この規制の導入を強く働きかけていたメルセデスだが、ベルギーGP予選ではルイス・ハミルトンもラッセルも、最速タイムを刻んだフェルスタッペンに2秒ほどの大差をつけられてしまっていた。
この結果を受けてにんまりしているのは、レッドブルのチーム代表を務めるクリスチャン・ホーナーだ。
「彼らはもっと頻繁にこのような指令を出すべきだね」
笑いながらそう語ったホーナーは、スパ・フランコルシャンで施行された新たな規制は「我々に翼を与え、我々を傷つけたいと考えていたほかのチームを減速させたようだ」と付け加えている。
フェルスタッペンの父親であり、自身も元F1ドライバーであるヨス・フェルスタッペンも、スウェーデンのストリーミングサービス会社『Viaplay(ヴィアプレイ)』に次のように語っている。
「これらの変更で一番悩まされるのは我々だと考えられていた。
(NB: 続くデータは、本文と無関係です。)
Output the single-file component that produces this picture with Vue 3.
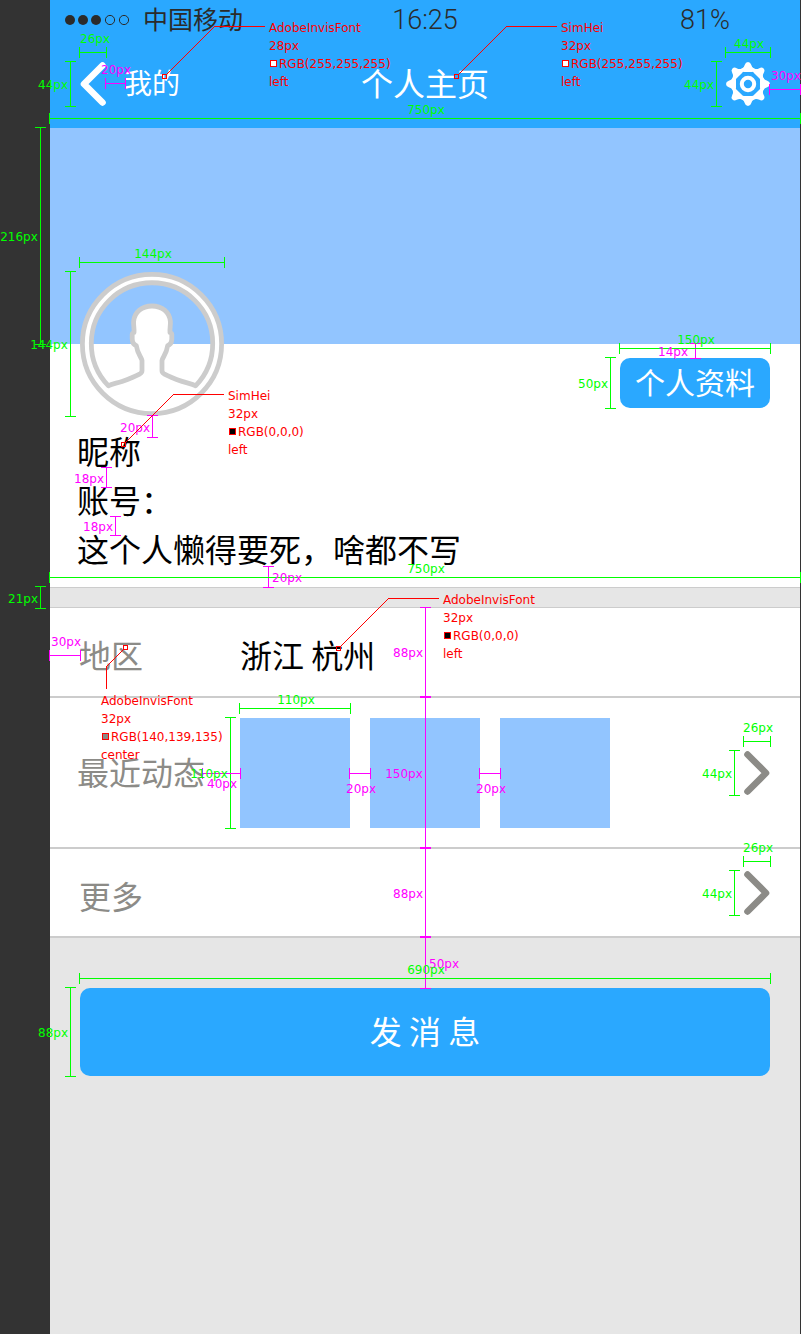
<script setup>
const GREEN = 'green'
const PINK = 'pink'

const photos = [1, 2, 3]
const teeth = [0, 45, 90, 135, 180, 225, 270, 315]

// Horizontal rulers: x1..x2 at height y
const horizontal = [
  { c: GREEN, x1: 79, x2: 106, y: 52 },
  { c: PINK, x1: 105, x2: 125, y: 83 },
  { c: GREEN, x1: 49, x2: 800, y: 118 },
  { c: GREEN, x1: 725, x2: 770, y: 52 },
  { c: PINK, x1: 769, x2: 800, y: 89 },
  { c: GREEN, x1: 79, x2: 224, y: 262 },
  { c: GREEN, x1: 619, x2: 770, y: 348 },
  { c: GREEN, x1: 49, x2: 800, y: 577 },
  { c: PINK, x1: 49, x2: 80, y: 655 },
  { c: PINK, x1: 202, x2: 240, y: 773 },
  { c: GREEN, x1: 239, x2: 350, y: 708 },
  { c: PINK, x1: 349, x2: 370, y: 773 },
  { c: PINK, x1: 479, x2: 500, y: 773 },
  { c: GREEN, x1: 743, x2: 770, y: 741 },
  { c: GREEN, x1: 743, x2: 770, y: 861 },
  { c: GREEN, x1: 79, x2: 770, y: 978 },
]

// Vertical rulers: y1..y2 at position x
const vertical = [
  { c: GREEN, x: 70, y1: 61, y2: 106 },
  { c: GREEN, x: 40, y1: 127, y2: 344 },
  { c: GREEN, x: 716, y1: 61, y2: 106 },
  { c: GREEN, x: 70, y1: 271, y2: 416 },
  { c: PINK, x: 152, y1: 415, y2: 437 },
  { c: PINK, x: 695, y1: 343, y2: 358 },
  { c: GREEN, x: 610, y1: 357, y2: 408 },
  { c: PINK, x: 106, y1: 467, y2: 487 },
  { c: PINK, x: 115, y1: 516, y2: 535 },
  { c: PINK, x: 268, y1: 566, y2: 587 },
  { c: GREEN, x: 40, y1: 586, y2: 608 },
  { c: PINK, x: 425, y1: 607, y2: 697 },
  { c: PINK, x: 425, y1: 696, y2: 848 },
  { c: PINK, x: 425, y1: 847, y2: 937 },
  { c: PINK, x: 425, y1: 936, y2: 988 },
  { c: GREEN, x: 230, y1: 717, y2: 828 },
  { c: GREEN, x: 734, y1: 750, y2: 795 },
  { c: GREEN, x: 734, y1: 870, y2: 915 },
  { c: GREEN, x: 70, y1: 987, y2: 1076 },
]

const labels = [
  { c: GREEN, x: 95, y: 43, t: '26px' },
  { c: PINK, x: 116, y: 74, t: '20px' },
  { c: GREEN, x: 53, y: 89, t: '44px' },
  { c: GREEN, x: 426, y: 114, t: '750px' },
  { c: GREEN, x: 749, y: 48, t: '44px' },
  { c: GREEN, x: 699, y: 89, t: '44px' },
  { c: PINK, x: 786, y: 80, t: '30px' },
  { c: GREEN, x: 19, y: 241, t: '216px' },
  { c: GREEN, x: 153, y: 258, t: '144px' },
  { c: GREEN, x: 49, y: 349, t: '144px' },
  { c: PINK, x: 135, y: 432, t: '20px' },
  { c: GREEN, x: 696, y: 344, t: '150px' },
  { c: PINK, x: 673, y: 356, t: '14px' },
  { c: GREEN, x: 593, y: 388, t: '50px' },
  { c: PINK, x: 89, y: 483, t: '18px' },
  { c: PINK, x: 98, y: 531, t: '18px' },
  { c: PINK, x: 287, y: 582, t: '20px' },
  { c: GREEN, x: 426, y: 573, t: '750px' },
  { c: GREEN, x: 23, y: 603, t: '21px' },
  { c: PINK, x: 408, y: 657, t: '88px' },
  { c: PINK, x: 66, y: 646, t: '30px' },
  { c: GREEN, x: 209, y: 778, t: '110px' },
  { c: PINK, x: 222, y: 788, t: '40px' },
  { c: GREEN, x: 296, y: 704, t: '110px' },
  { c: PINK, x: 404, y: 778, t: '150px' },
  { c: PINK, x: 361, y: 793, t: '20px' },
  { c: PINK, x: 491, y: 793, t: '20px' },
  { c: GREEN, x: 758, y: 732, t: '26px' },
  { c: GREEN, x: 717, y: 778, t: '44px' },
  { c: GREEN, x: 758, y: 852, t: '26px' },
  { c: GREEN, x: 717, y: 898, t: '44px' },
  { c: PINK, x: 408, y: 898, t: '88px' },
  { c: PINK, x: 444, y: 968, t: '50px' },
  { c: GREEN, x: 426, y: 974, t: '690px' },
  { c: GREEN, x: 53, y: 1037, t: '88px' },
]

// Font call-outs: marker position, leader line and the text block
const notes = [
  { mx: 162, my: 74, diag: 'M167 74L215 26', line: 'M215 26.5H265', x: 269, y: 32, font: 'AdobeInvisFont', size: '28px', rgb: '255,255,255', align: 'left' },
  { mx: 454, my: 74, diag: 'M459 74L507 26', line: 'M506 26.5H557', x: 561, y: 32, font: 'SimHei', size: '32px', rgb: '255,255,255', align: 'left' },
  { mx: 121, my: 442, diag: 'M126 442L174 394', line: 'M173 394.5H224', x: 228, y: 400, font: 'SimHei', size: '32px', rgb: '0,0,0', align: 'left' },
  { mx: 336, my: 646, diag: 'M341 646L389 598', line: 'M388 598.5H439', x: 443, y: 604, font: 'AdobeInvisFont', size: '32px', rgb: '0,0,0', align: 'left' },
  { mx: 123, my: 645, diag: 'M124 649L106 667', line: 'M106.5 666V689', x: 101, y: 705, font: 'AdobeInvisFont', size: '32px', rgb: '140,139,135', align: 'center' },
]

const hPath = (d) => `M${d.x1} ${d.y + 0.5}H${d.x2 + 1}M${d.x1 + 0.5} ${d.y - 5}v11M${d.x2 + 0.5} ${d.y - 5}v11`
const vPath = (d) => `M${d.x + 0.5} ${d.y1}V${d.y2 + 1}M${d.x - 5} ${d.y1 + 0.5}h11M${d.x - 5} ${d.y2 + 0.5}h11`
</script>

<template>
  <div class="board">
    <main class="screen">
      <header class="top">
        <div class="status">
          <div class="carrier">
            <svg width="66" height="12" viewBox="0 0 66 12" aria-hidden="true">
              <g fill="#2b2b2b">
                <circle cx="6" cy="6" r="5" />
                <circle cx="19" cy="6" r="5" />
                <circle cx="32" cy="6" r="5" />
              </g>
              <g fill="none" stroke="#2b2b2b">
                <circle cx="46" cy="6" r="4.6" />
                <circle cx="60" cy="6" r="4.6" />
              </g>
            </svg>
            <span class="carrier-name">中国移动</span>
          </div>
          <span class="digits">16:25</span>
          <span class="digits battery">81%</span>
        </div>
        <nav class="nav">
          <a class="back" href="#">
            <svg width="26" height="44" viewBox="0 0 26 44" aria-hidden="true">
              <path d="M22.5 3.5L4 22L22.5 40.5" fill="none" stroke="#fff" stroke-width="6.6" stroke-linecap="round" stroke-linejoin="round" />
            </svg>
            <span class="back-text">我的</span>
          </a>
          <h1 class="title">个人主页</h1>
          <button class="settings" type="button" aria-label="设置">
            <svg width="44" height="44" viewBox="0 0 44 44" aria-hidden="true">
              <path
                v-for="a in teeth"
                :key="a"
                d="M16 6.600Q18.200 5.400 18.800 2.800Q19.600 0 22 0Q24.400 0 25.200 2.800Q25.800 5.400 28 6.600L26 10H18Z"
                :transform="`rotate(${a} 22 22)`"
                fill="#fff"
              />
              <circle cx="22" cy="22" r="14.8" fill="none" stroke="#fff" stroke-width="3.800" />
              <circle cx="22" cy="22" r="6.2" fill="none" stroke="#fff" stroke-width="4" />
            </svg>
          </button>
        </nav>
      </header>

      <div class="cover"></div>

      <section class="profile">
        <div class="profile-head">
          <svg class="avatar" width="144" height="144" viewBox="0 0 144 144" role="img" aria-label="头像">
            <circle cx="72" cy="72" r="65" fill="none" stroke="#fff" stroke-width="8" />
            <circle cx="72" cy="72" r="69.6" fill="none" stroke="#ccc" stroke-width="4.8" />
            <path
              d="M28.5 113.8C32 111.4 36 111.4 42 109.4C50 106.6 56 104 60 101.8Q62 100.6 62 98.5V88.5C61 84.5 57.5 82 56.3 73.5Q52.5 72.5 52.2 67V62.5Q52.2 61 54 60.5C54.3 56 53.4 54 53.6 49.5C54.5 40 62 34 72 34C82 34 89.5 40 90.4 49.5C90.6 54 89.7 56 90 60.5Q91.8 61 91.8 62.5V67Q91.5 72.5 87.7 73.5C86.5 82 83 84.5 82 88.5V98.5Q82 100.6 84 101.8C88 104 94 106.6 102 109.4C108 111.4 112 111.4 115.5 113.8"
              fill="#fff"
            />
            <path
              d="M28.5 113.8A60.7 60.7 0 1 1 115.5 113.8C112 111.4 108 111.4 102 109.4C94 106.6 88 104 84 101.8Q82 100.6 82 98.5V88.5C83 84.5 86.5 82 87.7 73.5Q91.5 72.5 91.8 67V62.5Q91.8 61 90 60.5C89.7 56 90.6 54 90.4 49.5C89.5 40 82 34 72 34C62 34 54.5 40 53.6 49.5C53.4 54 54.3 56 54 60.5Q52.2 61 52.2 62.5V67Q52.5 72.5 56.3 73.5C57.5 82 61 84.5 62 88.5V98.5Q62 100.6 60 101.8C56 104 50 106.6 42 109.4C36 111.4 32 111.4 28.5 113.8Z"
              fill="none"
              stroke="#ccc"
              stroke-width="4.8"
              stroke-linejoin="round"
            />
          </svg>
          <button class="info-button" type="button">个人资料</button>
        </div>
        <div class="bio">
          <p>昵称</p>
          <p>账号：</p>
          <p>这个人懒得要死，啥都不写</p>
        </div>
      </section>

      <section class="list">
        <div class="row low">
          <span class="label">地区</span>
          <span class="value">浙江 杭州</span>
        </div>
        <a class="row" href="#">
          <span class="label">最近动态</span>
          <span class="photos">
            <span v-for="p in photos" :key="p" class="photo"></span>
          </span>
          <svg class="more" width="26" height="44" viewBox="0 0 26 44" aria-hidden="true">
            <path d="M3.5 3.5L22 22L3.5 40.5" />
          </svg>
        </a>
        <a class="row low" href="#">
          <span class="label">更多</span>
          <svg class="more" width="26" height="44" viewBox="0 0 26 44" aria-hidden="true">
            <path d="M3.5 3.5L22 22L3.5 40.5" />
          </svg>
        </a>
      </section>

      <div class="actions">
        <button class="send" type="button">发 消 息</button>
      </div>
    </main>

    <svg class="marks" viewBox="0 0 801 1334">
      <g class="rulers">
        <path v-for="(d, i) in vertical" :key="'v' + i" :class="d.c" :d="vPath(d)" />
        <path v-for="(d, i) in horizontal" :key="'h' + i" :class="d.c" :d="hPath(d)" />
      </g>
      <text v-for="(l, i) in labels" :key="'l' + i" class="measure" :class="l.c" :x="l.x" :y="l.y">{{ l.t }}</text>
      <g v-for="(n, i) in notes" :key="'n' + i" class="note">
        <path :d="n.diag" />
        <path :d="n.line" shape-rendering="crispEdges" />
        <rect :x="n.mx + 0.5" :y="n.my + 0.5" width="4" height="4" />
        <text :x="n.x" :y="n.y">{{ n.font }}</text>
        <text :x="n.x" :y="n.y + 18">{{ n.size }}</text>
        <rect :x="n.x + 1.5" :y="n.y + 28.5" width="6" height="6" :fill="`rgb(${n.rgb})`" />
        <text :x="n.x + 10" :y="n.y + 36">RGB({{ n.rgb }})</text>
        <text :x="n.x" :y="n.y + 54">{{ n.align }}</text>
      </g>
    </svg>
  </div>
</template>

<style>
body {
  margin: 0;
  background: #333;
}
</style>

<style scoped>
.board {
  position: relative;
  box-sizing: border-box;
  min-height: 100vh;
  padding: 0 1px 0 50px;
  display: flex;
  background: #333;
  font-family: "Noto Sans CJK SC", sans-serif;
  font-size: 32px;
}
.screen {
  flex: 1;
  min-width: 0;
  background: #e6e6e6;
}
button {
  border: 0;
  padding: 0;
  font: inherit;
  cursor: pointer;
}
a {
  color: inherit;
  text-decoration: none;
}
svg {
  display: block;
  flex: none;
}
.top {
  background: #2aa8ff;
}
.status {
  display: grid;
  grid-template-columns: 1fr auto 1fr;
  align-items: center;
  height: 40px;
  padding: 0 14px;
  color: #2b2b2b;
}
.carrier {
  display: flex;
  align-items: center;
  gap: 13px;
  font-size: 25px;
  line-height: 36px;
}
.carrier-name,
.back-text,
.title {
  padding-bottom: 4px;
}
.digits {
  font-family: Roboto, "Liberation Sans", sans-serif;
  font-weight: 300;
  font-size: 27px;
  line-height: 40px;
}
.battery {
  justify-self: end;
  padding-right: 56px;
}
.nav {
  display: grid;
  grid-template-columns: 1fr auto 1fr;
  align-items: center;
  height: 88px;
  padding: 0 30px;
  color: #fff;
}
.back {
  display: flex;
  align-items: center;
  gap: 18px;
  font-size: 28px;
  line-height: 40px;
}
.title {
  margin: 0;
  font-size: 32px;
  font-weight: 400;
  line-height: 40px;
}
.settings {
  justify-self: end;
  background: none;
}
.cover {
  height: 216px;
  background: #92c5ff;
}
.profile {
  padding: 0 30px 14px;
  background: #fff;
  border-bottom: 1px solid #ccc;
}
.profile-head {
  display: flex;
  justify-content: space-between;
  align-items: flex-start;
}
.avatar {
  margin-top: -72px;
}
.info-button {
  width: 150px;
  height: 50px;
  margin-top: 14px;
  padding-bottom: 4px;
  border-radius: 10px;
  background: #2aa8ff;
  color: #fff;
  font-size: 30px;
  line-height: 46px;
}
.bio {
  padding-top: 10px;
  margin-left: -3px;
}
.bio p {
  margin: 0;
  line-height: 49px;
  color: #000;
}
.list {
  margin-top: 19px;
  border-top: 1px solid #ccc;
}
.row {
  display: flex;
  align-items: center;
  min-height: 87px;
  padding: 0 30px 0 27px;
  background: #fff;
  border-bottom: 2px solid #ccc;
}
.row:first-child {
  min-height: 88px;
}
.label {
  width: 163px;
  padding-bottom: 4px;
  color: #8c8b87;
  line-height: 40px;
}
.value {
  color: #000;
  line-height: 40px;
}
.low {
  padding-left: 29px;
}
.low .label {
  width: 161px;
}
.low .label,
.low .value {
  padding: 4px 0 0;
}
.photos {
  display: flex;
  gap: 20px;
  padding: 20px 0 19px;
}
.photo {
  width: 110px;
  height: 110px;
  background: #92c5ff;
}
.more {
  margin-left: auto;
  fill: none;
  stroke: #8c8b87;
  stroke-width: 6.6;
  stroke-linecap: round;
  stroke-linejoin: round;
}
.actions {
  padding: 50px 30px;
}
.send {
  width: 100%;
  height: 88px;
  padding-bottom: 4px;
  border-radius: 10px;
  background: #2aa8ff;
  color: #fff;
}
.marks {
  position: absolute;
  top: 0;
  left: 0;
  width: 100%;
  height: auto;
  pointer-events: none;
  font-family: "DejaVu Sans", sans-serif;
  font-size: 12px;
}
.rulers path {
  fill: none;
  stroke-width: 1;
  shape-rendering: crispEdges;
}
.rulers .green {
  stroke: #0f0;
}
.rulers .pink {
  stroke: #f0f;
}
.measure {
  text-anchor: middle;
}
.measure.green {
  fill: #0f0;
}
.measure.pink {
  fill: #f0f;
}
.note path,
.note rect {
  stroke: #f00;
  stroke-width: 1;
}
.note path,
.note rect:not([fill]) {
  fill: none;
}
.note text {
  fill: #f00;
}
</style>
だが、今後はほかのチームたちがもっと悩むことになると思うよ」
■ベルギーでのパフォーマンスとポーポイズ対策は無関係だとフェラーリ
一方、フェラーリを率いるビノットは、ベルギーGP決勝後に次のように語っている。
「技術指令の効果は、フェラーリに関する限り、まったく無視できるものだ」
「なぜ我々のパフォーマンスが非常に悪かったのかという疑問に対する答えはそれではないよ」
ベルギーGP決勝をレッドブル勢に次ぐ3位で終えたカルロス・サインツも、今回の規制の影響は「正直なところ何もなかった」とコメントしている。
「僕は、サーキット特性によるものだと思う。僕らのパッケージはこういうサーキットには向いていないんだ。だけど、ザントフォールト(次戦オランダGP/9月4日決勝)の後で分かるだろう」
そう語ったスペイン出身のサインツは次のように付け加えている。
「僕の感覚では、あくまで感覚に過ぎないけれど、僕たちはここでの週末にはちょっと休みをとっていたって感じだったよ」。